_What the task requires_. Transcribe all of the material below word for word and leave out its pictures.

- - -

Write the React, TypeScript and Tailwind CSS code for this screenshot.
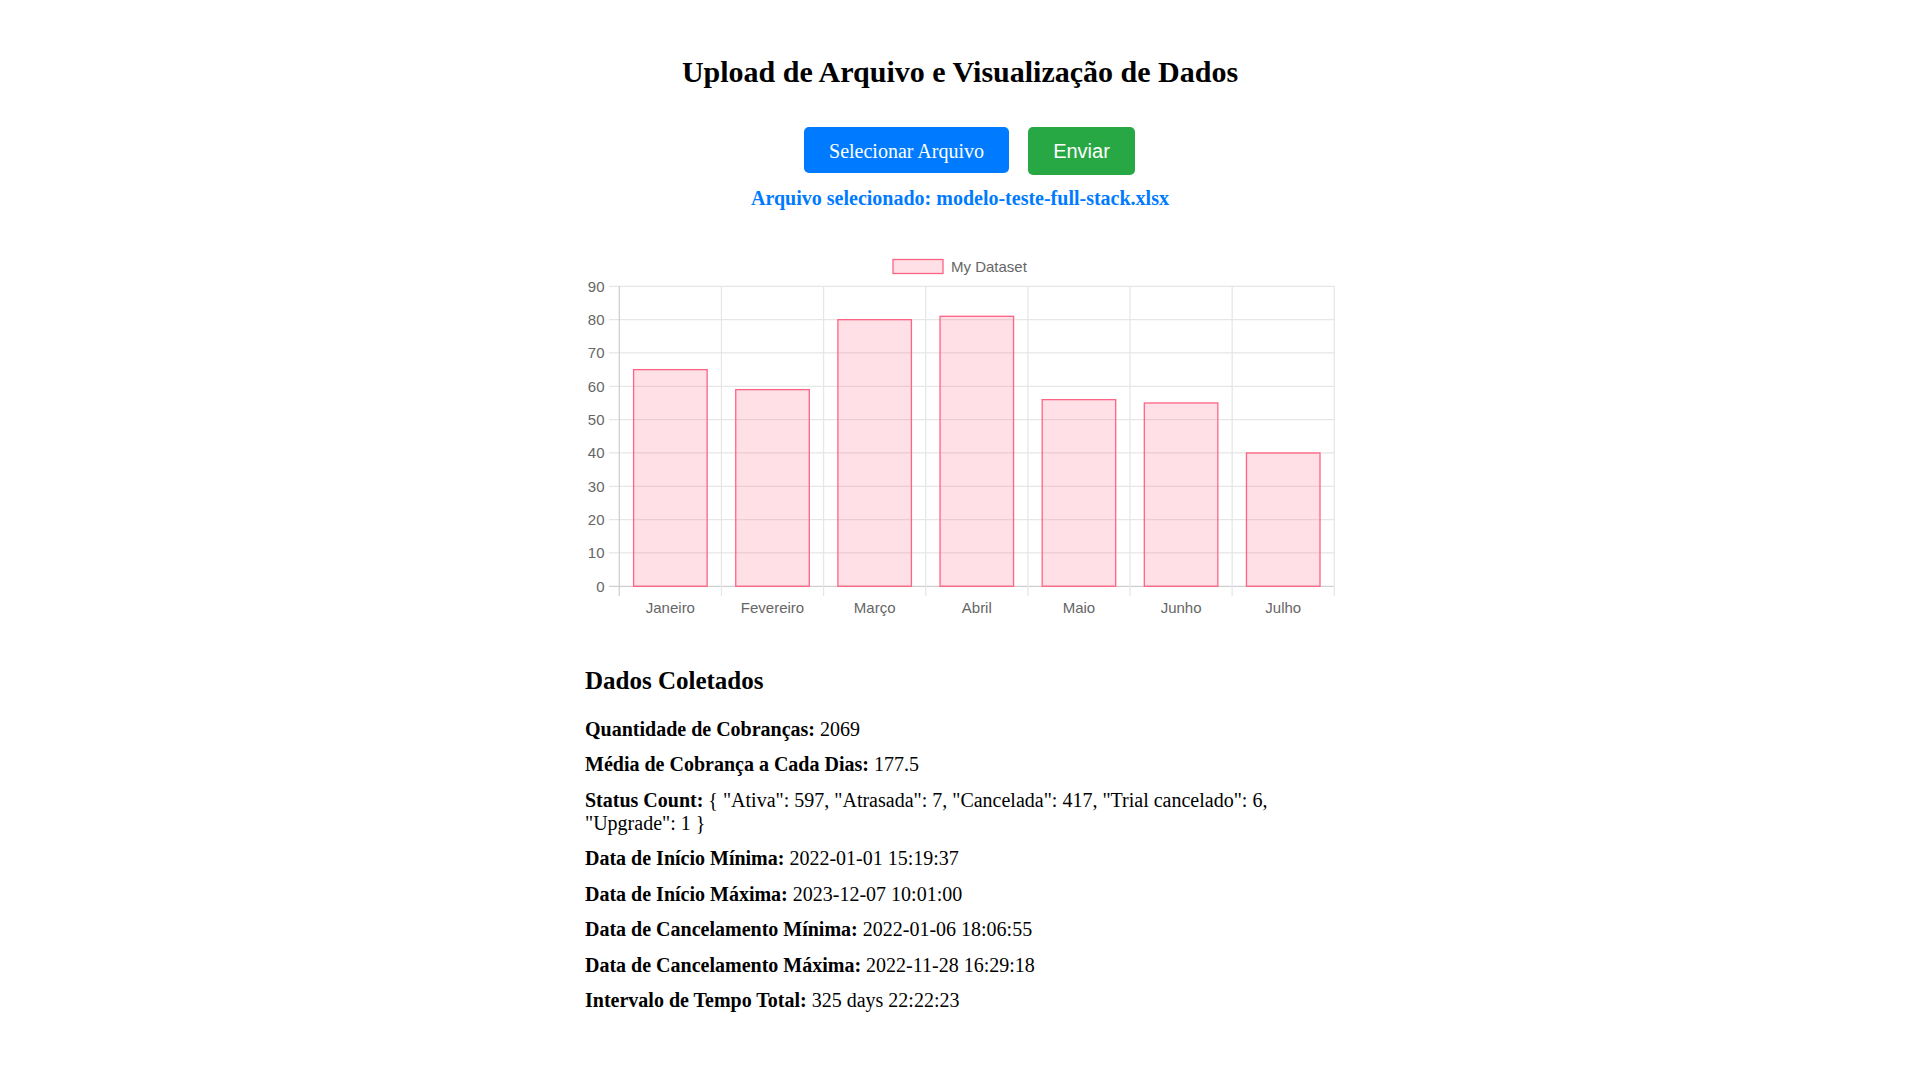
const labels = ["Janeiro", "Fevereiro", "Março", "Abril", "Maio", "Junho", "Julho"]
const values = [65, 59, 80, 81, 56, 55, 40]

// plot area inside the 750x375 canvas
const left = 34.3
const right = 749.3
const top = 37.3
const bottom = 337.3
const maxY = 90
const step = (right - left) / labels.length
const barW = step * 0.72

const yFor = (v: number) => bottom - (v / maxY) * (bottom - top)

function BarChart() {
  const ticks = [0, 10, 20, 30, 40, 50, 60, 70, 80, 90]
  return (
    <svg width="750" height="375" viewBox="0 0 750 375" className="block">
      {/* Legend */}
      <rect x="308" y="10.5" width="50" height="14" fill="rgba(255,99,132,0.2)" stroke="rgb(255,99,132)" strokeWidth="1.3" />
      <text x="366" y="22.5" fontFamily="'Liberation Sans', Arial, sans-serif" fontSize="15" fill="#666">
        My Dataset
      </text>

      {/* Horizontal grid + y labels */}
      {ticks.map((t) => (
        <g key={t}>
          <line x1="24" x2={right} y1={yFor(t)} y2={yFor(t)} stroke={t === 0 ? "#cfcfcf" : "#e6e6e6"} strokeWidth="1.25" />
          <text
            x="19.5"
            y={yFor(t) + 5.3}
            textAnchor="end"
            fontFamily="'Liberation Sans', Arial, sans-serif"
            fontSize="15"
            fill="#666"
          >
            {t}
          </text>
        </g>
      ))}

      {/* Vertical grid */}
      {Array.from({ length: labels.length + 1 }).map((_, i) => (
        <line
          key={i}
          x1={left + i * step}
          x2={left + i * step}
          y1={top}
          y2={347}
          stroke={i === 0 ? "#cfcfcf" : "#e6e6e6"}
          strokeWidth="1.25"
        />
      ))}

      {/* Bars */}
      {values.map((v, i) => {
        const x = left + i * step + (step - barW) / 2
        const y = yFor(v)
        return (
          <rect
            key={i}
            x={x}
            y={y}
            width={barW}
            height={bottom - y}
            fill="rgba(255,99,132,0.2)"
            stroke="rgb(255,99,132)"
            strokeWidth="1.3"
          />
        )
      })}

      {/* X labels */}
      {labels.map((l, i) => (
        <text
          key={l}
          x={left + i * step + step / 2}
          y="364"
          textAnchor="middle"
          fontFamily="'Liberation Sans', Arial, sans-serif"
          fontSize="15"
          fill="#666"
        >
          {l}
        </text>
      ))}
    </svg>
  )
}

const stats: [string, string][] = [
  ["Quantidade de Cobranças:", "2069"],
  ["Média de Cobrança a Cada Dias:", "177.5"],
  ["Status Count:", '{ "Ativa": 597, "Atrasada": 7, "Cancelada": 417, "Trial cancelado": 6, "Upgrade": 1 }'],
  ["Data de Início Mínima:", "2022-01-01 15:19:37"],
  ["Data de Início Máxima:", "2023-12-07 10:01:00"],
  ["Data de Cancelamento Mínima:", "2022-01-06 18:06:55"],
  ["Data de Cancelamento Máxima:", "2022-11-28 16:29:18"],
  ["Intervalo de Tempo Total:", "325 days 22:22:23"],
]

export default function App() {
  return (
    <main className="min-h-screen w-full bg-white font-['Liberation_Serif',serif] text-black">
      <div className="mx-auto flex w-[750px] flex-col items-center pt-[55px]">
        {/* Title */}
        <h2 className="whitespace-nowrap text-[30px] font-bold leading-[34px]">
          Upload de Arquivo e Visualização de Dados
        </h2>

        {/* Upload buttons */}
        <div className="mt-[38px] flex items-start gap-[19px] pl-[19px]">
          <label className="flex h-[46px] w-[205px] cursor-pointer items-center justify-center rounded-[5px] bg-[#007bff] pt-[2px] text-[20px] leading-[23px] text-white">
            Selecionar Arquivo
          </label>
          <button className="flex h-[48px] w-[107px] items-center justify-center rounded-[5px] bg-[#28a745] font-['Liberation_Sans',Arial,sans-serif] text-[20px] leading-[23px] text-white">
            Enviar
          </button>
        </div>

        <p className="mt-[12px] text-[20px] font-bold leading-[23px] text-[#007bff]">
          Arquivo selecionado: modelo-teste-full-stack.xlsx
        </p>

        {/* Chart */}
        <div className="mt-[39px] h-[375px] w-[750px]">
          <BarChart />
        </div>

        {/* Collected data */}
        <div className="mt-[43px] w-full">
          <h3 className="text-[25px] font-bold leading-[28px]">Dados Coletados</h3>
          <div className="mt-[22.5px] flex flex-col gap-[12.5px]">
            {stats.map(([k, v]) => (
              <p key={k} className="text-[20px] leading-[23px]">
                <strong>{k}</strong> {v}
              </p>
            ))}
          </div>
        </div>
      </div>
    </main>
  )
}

- - -

_Task answer_.
Write the React, TypeScript and Tailwind CSS code for this screenshot.
const labels = ["Janeiro", "Fevereiro", "Março", "Abril", "Maio", "Junho", "Julho"]
const values = [65, 59, 80, 81, 56, 55, 40]

// plot area inside the 750x375 canvas
const left = 34.3
const right = 749.3
const top = 37.3
const bottom = 337.3
const maxY = 90
const step = (right - left) / labels.length
const barW = step * 0.72

const yFor = (v: number) => bottom - (v / maxY) * (bottom - top)

function BarChart() {
  const ticks = [0, 10, 20, 30, 40, 50, 60, 70, 80, 90]
  return (
    <svg width="750" height="375" viewBox="0 0 750 375" className="block">
      {/* Legend */}
      <rect x="308" y="10.5" width="50" height="14" fill="rgba(255,99,132,0.2)" stroke="rgb(255,99,132)" strokeWidth="1.3" />
      <text x="366" y="22.5" fontFamily="'Liberation Sans', Arial, sans-serif" fontSize="15" fill="#666">
        My Dataset
      </text>

      {/* Horizontal grid + y labels */}
      {ticks.map((t) => (
        <g key={t}>
          <line x1="24" x2={right} y1={yFor(t)} y2={yFor(t)} stroke={t === 0 ? "#cfcfcf" : "#e6e6e6"} strokeWidth="1.25" />
          <text
            x="19.5"
            y={yFor(t) + 5.3}
            textAnchor="end"
            fontFamily="'Liberation Sans', Arial, sans-serif"
            fontSize="15"
            fill="#666"
          >
            {t}
          </text>
        </g>
      ))}

      {/* Vertical grid */}
      {Array.from({ length: labels.length + 1 }).map((_, i) => (
        <line
          key={i}
          x1={left + i * step}
          x2={left + i * step}
          y1={top}
          y2={347}
          stroke={i === 0 ? "#cfcfcf" : "#e6e6e6"}
          strokeWidth="1.25"
        />
      ))}

      {/* Bars */}
      {values.map((v, i) => {
        const x = left + i * step + (step - barW) / 2
        const y = yFor(v)
        return (
          <rect
            key={i}
            x={x}
            y={y}
            width={barW}
            height={bottom - y}
            fill="rgba(255,99,132,0.2)"
            stroke="rgb(255,99,132)"
            strokeWidth="1.3"
          />
        )
      })}

      {/* X labels */}
      {labels.map((l, i) => (
        <text
          key={l}
          x={left + i * step + step / 2}
          y="364"
          textAnchor="middle"
          fontFamily="'Liberation Sans', Arial, sans-serif"
          fontSize="15"
          fill="#666"
        >
          {l}
        </text>
      ))}
    </svg>
  )
}

const stats: [string, string][] = [
  ["Quantidade de Cobranças:", "2069"],
  ["Média de Cobrança a Cada Dias:", "177.5"],
  ["Status Count:", '{ "Ativa": 597, "Atrasada": 7, "Cancelada": 417, "Trial cancelado": 6, "Upgrade": 1 }'],
  ["Data de Início Mínima:", "2022-01-01 15:19:37"],
  ["Data de Início Máxima:", "2023-12-07 10:01:00"],
  ["Data de Cancelamento Mínima:", "2022-01-06 18:06:55"],
  ["Data de Cancelamento Máxima:", "2022-11-28 16:29:18"],
  ["Intervalo de Tempo Total:", "325 days 22:22:23"],
]

export default function App() {
  return (
    <main className="min-h-screen w-full bg-white font-['Liberation_Serif',serif] text-black">
      <div className="mx-auto flex w-[750px] flex-col items-center pt-[55px]">
        {/* Title */}
        <h2 className="whitespace-nowrap text-[30px] font-bold leading-[34px]">
          Upload de Arquivo e Visualização de Dados
        </h2>

        {/* Upload buttons */}
        <div className="mt-[38px] flex items-start gap-[19px] pl-[19px]">
          <label className="flex h-[46px] w-[205px] cursor-pointer items-center justify-center rounded-[5px] bg-[#007bff] pt-[2px] text-[20px] leading-[23px] text-white">
            Selecionar Arquivo
          </label>
          <button className="flex h-[48px] w-[107px] items-center justify-center rounded-[5px] bg-[#28a745] font-['Liberation_Sans',Arial,sans-serif] text-[20px] leading-[23px] text-white">
            Enviar
          </button>
        </div>

        <p className="mt-[12px] text-[20px] font-bold leading-[23px] text-[#007bff]">
          Arquivo selecionado: modelo-teste-full-stack.xlsx
        </p>

        {/* Chart */}
        <div className="mt-[39px] h-[375px] w-[750px]">
          <BarChart />
        </div>

        {/* Collected data */}
        <div className="mt-[43px] w-full">
          <h3 className="text-[25px] font-bold leading-[28px]">Dados Coletados</h3>
          <div className="mt-[22.5px] flex flex-col gap-[12.5px]">
            {stats.map(([k, v]) => (
              <p key={k} className="text-[20px] leading-[23px]">
                <strong>{k}</strong> {v}
              </p>
            ))}
          </div>
        </div>
      </div>
    </main>
  )
}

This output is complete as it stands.